We wish to send data to the client as soon as it is generated by the server (with some buffering for performance).
Background
- We don't merge cells and we don't change formats when we generate 100,000s of rows: All style definitions remain unchanged.
- We just add rows, 1 by 1 to a sheet
- We never seek or look at any other row in any of the sheets containing actual data
Considering the above, we can
- Prepare the Excel sheet metadata (styles, sheet names, ...) based on our template.
- We process sheets 1 by 1: allowing us to send row data to the client
Because of how we generate Excel, we could send content to the client as it is generated -- preventing client timeouts.
Concept
- Open template
- Modify the simple stuff (add new style references or similar)
- Write to temp file.

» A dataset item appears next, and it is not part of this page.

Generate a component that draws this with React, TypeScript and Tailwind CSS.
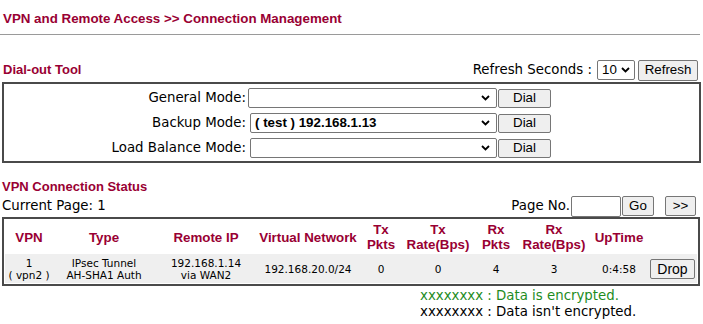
import React from 'react';

const arial = "font-['Liberation_Sans',Arial,sans-serif]";
const maroon = 'text-[#990033]';

function Chevron() {
  return (
    <svg width="9" height="6" viewBox="0 0 9 6" className="shrink-0">
      <path d="M1 1 L4.5 4.5 L8 1" fill="none" stroke="#000" strokeWidth="1.8" />
    </svg>
  );
}

function FakeSelect({ className, value, bold }: { className: string; value?: string; bold?: boolean }) {
  return (
    <div className={`flex items-center justify-between h-[20px] bg-white border border-[#767676] rounded-[2px] pl-[4px] pr-[6px] ${className}`}>
      <span className={`${arial} text-[13.33px] leading-none ${bold ? 'font-bold' : ''}`}>{value}</span>
      <Chevron />
    </div>
  );
}

function Btn({ label, className }: { label: string; className: string }) {
  return (
    <button className={`flex items-center justify-center bg-[#efefef] border border-[#767676] rounded-[2px] ${arial} text-[13.33px] leading-none text-black ${className}`}>
      {label}
    </button>
  );
}

function DialRow({ label, value, gap }: { label: string; value?: string; gap: string }) {
  return (
    <div className="flex items-center h-[20px]">
      <div className="w-[242px] text-right text-[13.33px] leading-4">{label}</div>
      <FakeSelect className={`${gap} ${gap === 'ml-[2px]' ? 'w-[249px]' : 'w-[247px]'}`} value={value} bold />
      <Btn label="Dial" className="ml-[1px] w-[53px] h-[19px]" />
    </div>
  );
}

const headers: { label: React.ReactNode; w: string }[] = [
  { label: 'VPN', w: 'w-[48px]' },
  { label: 'Type', w: 'w-[102px]' },
  { label: 'Remote IP', w: 'w-[102px]' },
  { label: 'Virtual Network', w: 'w-[102px]' },
  { label: <>Tx<br />Pkts</>, w: 'w-[44px]' },
  { label: <>Tx<br />Rate(Bps)</>, w: 'w-[70px]' },
  { label: <>Rx<br />Pkts</>, w: 'w-[46px]' },
  { label: <>Rx<br />Rate(Bps)</>, w: 'w-[70px]' },
  { label: 'UpTime', w: 'w-[60px]' },
  { label: '', w: 'w-[48px]' },
];

export default function App() {
  return (
    <div className="w-[703px] h-[324px] overflow-hidden bg-white text-black font-['DejaVu_Sans',Verdana,sans-serif]">
      {/* titulo */}
      <div className={`h-[34px] pt-[11px] pl-[3px] ${arial} font-bold text-[13.33px] leading-4 ${maroon}`}>
        VPN and Remote Access &gt;&gt; Connection Management
      </div>
      <div className="h-[1px] w-[700px] bg-[#9a9a9a]" />

      {/* Dial-out */}
      <div className="mt-[24px] h-[22px] flex items-center justify-between pl-[3px] pr-[5px]">
        <span className={`${arial} font-bold text-[13px] leading-4 ${maroon}`}>Dial-out Tool</span>
        <div className="flex items-center">
          <span className="text-[13.33px] leading-4 mr-[5px]">Refresh Seconds :</span>
          <FakeSelect className="w-[38px] !pr-[4px]" value="10" />
          <Btn label="Refresh" className="ml-[3px] w-[60px] h-[21px]" />
        </div>
      </div>
      <div className="mt-[1px] ml-[2px] w-[699px] h-[81px] border-2 border-[#4a4a4a] pt-[4px] flex flex-col gap-[5px]">
        <DialRow label="General Mode:" gap="ml-[2px]" />
        <DialRow label="Backup Mode:" value="( test ) 192.168.1.13" gap="ml-[4px]" />
        <DialRow label="Load Balance Mode:" gap="ml-[4px]" />
      </div>

      {/* estado VPN */}
      <div className={`mt-[16px] pl-[2px] ${arial} font-bold text-[13px] leading-4 ${maroon}`}>VPN Connection Status</div>
      <div className="h-[22px] flex items-center justify-between pl-[2px] pr-[7px]">
        <span className="text-[13.33px] leading-4">Current Page: 1</span>
        <div className="flex items-center">
          <span className="text-[13.33px] leading-4 mr-[1px]">Page No.</span>
          <div className="w-[50px] h-[21px] border border-[#767676] rounded-[2px] bg-white" />
          <Btn label="Go" className="ml-[1px] w-[32px] h-[20px]" />
          <Btn label=">>" className="ml-[11px] w-[31px] h-[20px]" />
        </div>
      </div>
      <div className="ml-[2px] w-[698px] border-2 border-[#4a4a4a] p-[1px]">
        <table className="table-fixed border-collapse w-[692px]">
          <thead>
            <tr className="h-[34px]">
              {headers.map((h, i) => (
                <th key={i} className={`${h.w} p-0 text-center align-middle ${arial} font-bold text-[13.33px] leading-[15px] ${maroon}`}>
                  {h.label}
                </th>
              ))}
            </tr>
          </thead>
          <tbody>
            <tr className="h-[29px] bg-[#efefef] text-[10.5px] leading-[12px] text-center">
              <td className="p-0">1<br />( vpn2 )</td>
              <td className="p-0">IPsec Tunnel<br />AH-SHA1 Auth</td>
              <td className="p-0">192.168.1.14<br />via WAN2</td>
              <td className="p-0">192.168.20.0/24</td>
              <td className="p-0">0</td>
              <td className="p-0">0</td>
              <td className="p-0">4</td>
              <td className="p-0">3</td>
              <td className="p-0">0:4:58</td>
              <td className="p-0">
                <Btn label="Drop" className="ml-[1px] w-[45px] h-[20px] text-[14px]" />
              </td>
            </tr>
          </tbody>
        </table>
      </div>

      {/* leyenda */}
      <div className="mt-[2px] pl-[420px] text-[13.33px] leading-4">
        <div className="text-[#1e8c1e]">xxxxxxxx : Data is encrypted.</div>
        <div>xxxxxxxx : Data isn't encrypted.</div>
      </div>
    </div>
  );
}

This has to be very fast.
- Open temp file and stream fixed content in Excel format: metadata, sheet definitions, etc.
- For every data sheet that has generated data, stream it.
Howto
-
streaming.SXSSFWorkbook
only writes data to outputStream in#write(OutputStream)
method. We want to set the targetoutputStream
early in the generation process and flush as much data as possible to the client. We need a new method#setOutputStream(OutputStream)
. - We need a method that signals the Super
SXSSFWorkbook
that we are done with metadata or with a sheet so that it can send stuff down the target stream. Review the#write()
method and see how we can hack it to make the entire thing streamable.